しかし芳賀さんは、「いえいえ、今も気を抜くことがありません。ガラスは炉から出し、外気に触れて冷まされると、みるみるうちに状態が変化します。そうした変化をいかにコントロールして形を整えていくか。その難しさを今も痛感する毎日ですよ」という。

   

芳賀さんが長年の職人生活で最も嬉しかったのは、第54回日本民芸公募展にて日本商工会議所会頭賞を受賞したことだという。

出展作品は、夫婦花瓶。ガラス工芸での受賞は、初の快挙だったという。

 

「津軽びいどろを広く認知してもらえたことが、何より嬉しかったですね。なめらかな曲線、口元の丸み、鮮やかで深みのある色合いなど、手作りならではの温もりであふれているのが、津軽びいどろの魅力。この技術をこれからも追求し続け、次世代の若手に受け継いでいきたいですね」

津軽びいどろの色のルーツにふれ、日本海を染める夕日で締めくくる

北洋硝子を後にし、めざすのは車力町の七里長浜。津軽びいどろの色出しの原料となる砂が広がる海岸を訪れ、津軽の原風景に出会うためだ。

青森市内から日本海に向けてCX-30を走らせると、周囲には津軽平野の広大な田園やリンゴ畑が続き、左手には雄大な岩木山の勇姿が迫る。

 

西日があたる田園風景を抜け、龍飛岬へと続く国道12号に入ると、海岸は近い。海岸沿いのメロンロードに至ると、道の両脇を防風林が連なり始める。海岸へ向かって小道を左折すると、やがて視界に日本海が開け、七里長浜に到着した。

七里長浜は、弓状に28km(7里)の砂浜が続き、砂浜の背後には防風林の緑が生い茂る。周囲を見渡すと、人影は見当たらず、波が押し寄せる音が届くのみ。
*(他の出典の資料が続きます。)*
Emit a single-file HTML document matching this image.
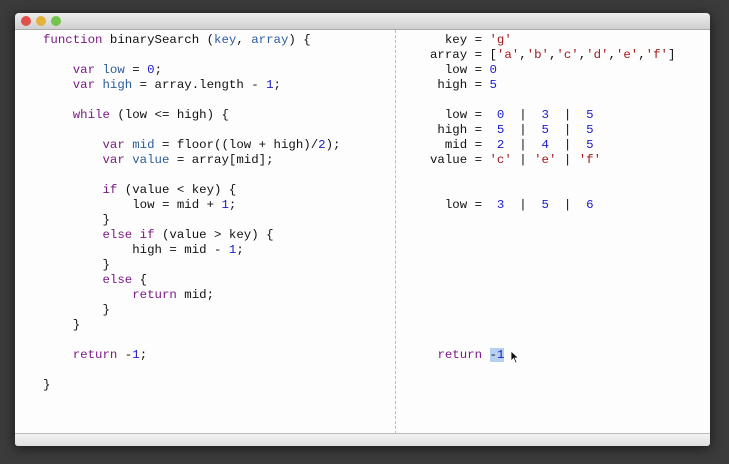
<!DOCTYPE html><html><head><style>
body{margin:0;width:729px;height:464px;background:#3b3b3b;overflow:hidden;font-family:"Liberation Mono",monospace}
.win{position:absolute;left:15px;top:13px;width:695px;height:433px;background:#fdfdfd;border-radius:4px 4px 3px 3px;overflow:hidden;box-shadow:0 2px 12px rgba(0,0,0,.6)}
.tb{height:16px;background:linear-gradient(#ececec,#d0d0d0);border-bottom:1px solid #aaa}
.dot{position:absolute;top:3px;width:10px;height:10px;border-radius:50%}
.bb{position:absolute;left:0;right:0;bottom:0;height:12px;background:linear-gradient(#f2f2f2,#e0e0e0);border-top:1px solid #bbb}
.div{position:absolute;left:380px;top:17px;height:404px;border-left:1px dashed #bbb}
pre{position:absolute;margin:0;font-size:12.4px;line-height:15px;color:#111;font-family:"Liberation Mono",monospace}
.k{color:#7c1a86}.v{color:#2b5d9c}.n{color:#1b1bcf}.s{color:#a31818}
.sel{background:#b6d0f0}
</style></head><body>
<div class="win"><div class="tb"></div>
<div class="dot" style="left:6px;background:#e0504a"></div><div class="dot" style="left:21px;background:#e3b23a"></div><div class="dot" style="left:36px;background:#72c44e"></div>
<div class="div"></div>
<pre style="left:28px;top:20px"><span class="k">function</span> binarySearch (<span class="v">key</span>, <span class="v">array</span>) {

    <span class="k">var</span> <span class="v">low</span> = <span class="n">0</span>;
    <span class="k">var</span> <span class="v">high</span> = array.length - <span class="n">1</span>;

    <span class="k">while</span> (low &lt;= high) {

        <span class="k">var</span> <span class="v">mid</span> = floor((low + high)/<span class="n">2</span>);
        <span class="k">var</span> <span class="v">value</span> = array[mid];

        <span class="k">if</span> (value &lt; key) {
            low = mid + <span class="n">1</span>;
        }
        <span class="k">else if</span> (value &gt; key) {
            high = mid - <span class="n">1</span>;
        }
        <span class="k">else</span> {
            <span class="k">return</span> mid;
        }
    }

    <span class="k">return</span> -<span class="n">1</span>;

}</pre>
<pre style="left:415px;top:20px">  key = <span class="s">'g'</span>
array = [<span class="s">'a'</span>,<span class="s">'b'</span>,<span class="s">'c'</span>,<span class="s">'d'</span>,<span class="s">'e'</span>,<span class="s">'f'</span>]
  low = <span class="n">0</span>
 high = <span class="n">5</span>

  low =  <span class="n">0</span>  |  <span class="n">3</span>  |  <span class="n">5</span>
 high =  <span class="n">5</span>  |  <span class="n">5</span>  |  <span class="n">5</span>
  mid =  <span class="n">2</span>  |  <span class="n">4</span>  |  <span class="n">5</span>
value = <span class="s">'c'</span> | <span class="s">'e'</span> | <span class="s">'f'</span>


  low =  <span class="n">3</span>  |  <span class="n">5</span>  |  <span class="n">6</span>









 <span class="k">return</span> <span class="sel">-<span class="n">1</span></span></pre>
<svg style="position:absolute;left:495px;top:337px" width="10" height="14"><path d="M1 1 L1 11 L3.5 8.5 L5.5 13 L7 12.3 L5 8 L8.5 8 Z" fill="#111" stroke="#fff" stroke-width=".8"/></svg>
<div class="bb"></div>
</div>
</body></html>
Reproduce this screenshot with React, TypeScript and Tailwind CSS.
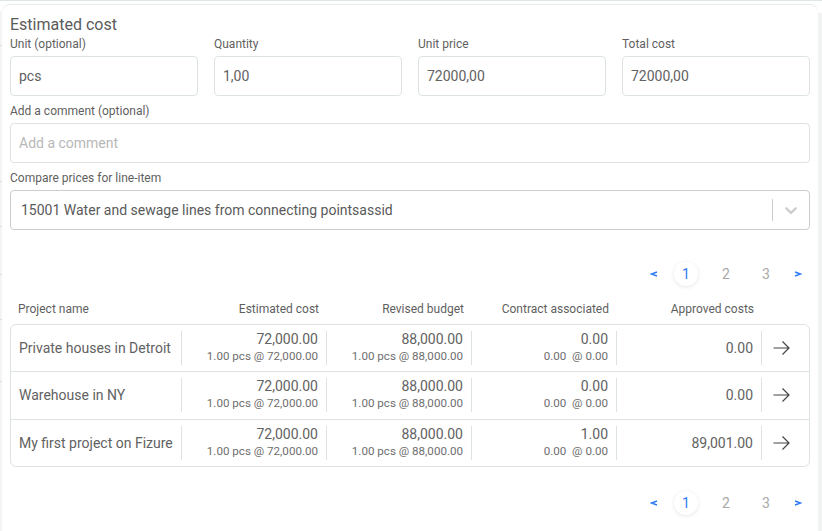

砂浜をひたひたと歩き、掌に海水で湿った砂をすくいとってみる。北洋硝子の中川さんが言うように、目を凝らすと確かに、混じり気のない白砂ではなく、透明、茶、黄土、黒など、さまざまな色の粒が混じり合っている。色の原料にこの砂を加えようと思い立った職人も、こうして砂をすくいとり、このモザイク状の砂とガラスを融合させてみようと、創作意欲を膨らませたことだろう。

 

そんな想いに浸っているうちに、夕暮れを迎えた空が、色彩のグラーデーションを刻々と描き、陽が水平線に近づいていった。